Hedging and Safety

The most dangerous failure mode in a memory system is premature canonization — storing a passing remark as a settled decision. “Maybe we should use Redis?” becomes “Decision: use Redis.” The agent then acts on a choice that was never made.

DeltaMind’s safety model exists to prevent this.

Zero-canonization goal

The canonization rate measures how often speculative language gets promoted to decision or fact status. DeltaMind targets 0% canonization across all fixture types, including pathological transcripts designed to trick the extractor.

Current results: 0% canonization across all models (gemma2:9b, phi4:14b, qwen2.5:14b) and all fixture types (clean, messy, pathological, revision-pack).

How hedging detection works

The rule-based extractor checks for hedging language before promoting anything to decision status:

“maybe”, “perhaps”, “possibly”, “might”, “could”
Question marks in decision-adjacent text
“considering”, “thinking about”, “exploring”
“not sure”, “unclear”, “depends on”

When hedging is detected, the candidate is downgraded from decision_made to hypothesis_introduced. The hypothesis gets tentative status and is excluded from memory promotion.

LLM safety rails

The LLM extractor prompt includes explicit abstain permission:

If a turn discusses possibilities without settling on a choice, emit hypothesis_introduced, not decision_made. If you are unsure whether something is a decision, abstain.
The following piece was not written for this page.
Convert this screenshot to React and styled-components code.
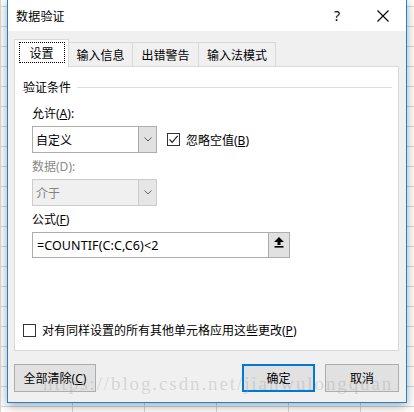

The LLM pipeline also runs a safety downgrade pass after extraction:

Candidates with decision_revised targeting a constraint are reclassified or dropped
Candidates with mismatched target kinds are dropped before they reach the reconciler
Low-confidence revision candidates are filtered

Model policy

Not all models are safe for decision extraction. DeltaMind maintains an explicit model policy:

Default: gemma2:9b — best precision/recall balance, zero canonization
Allowed: qwen2.5:7b, qwen2.5:14b, phi4:14b, gemma2:9b
Blocked: llama3.1:8b — 14.3% canonization on pathological fixture (promoted hedged “Use Redis” to decision_made)

The block is based on empirical evidence from the model sweep. A model that canonizes in controlled testing will canonize in production.

Advisory boundary

Memory promotion suggestions have a hard boundary:

Included: Decisions (active, high confidence), constraints, facts, goals
Excluded: Hypotheses (always), branch-tagged items (always), tentative items (always), low-confidence items (by default)

This is the advisory/authoritative split. Session state is authoritative — DeltaMind updates it automatically. Durable memory is advisory — DeltaMind suggests, humans or policy decide.

The reasoning: a session-local false positive gets corrected when the session ends. A durable false positive persists across sessions and corrupts future context. The cost asymmetry demands different authority levels.

Pathological testing

The pathological fixture is specifically designed to trigger canonization failures:

Hedged language that sounds like decisions (“Maybe Redis would be good for this”)
Implicit preferences stated as questions (“What about using Fastify?”)
Conditional plans (“If the timeline allows, we could add caching”)
Reversed decisions stated ambiguously

Any model or extractor that canonizes on the pathological fixture is disqualified from default use.

The principle

Better to abstain than poison the ledger.

A missed decision can be caught later — the conversation will reference it again if it matters. A false decision, once in state, biases every subsequent export, every suggestion, every query answer. The asymmetry is clear: abstention is recoverable, canonization is persistent damage.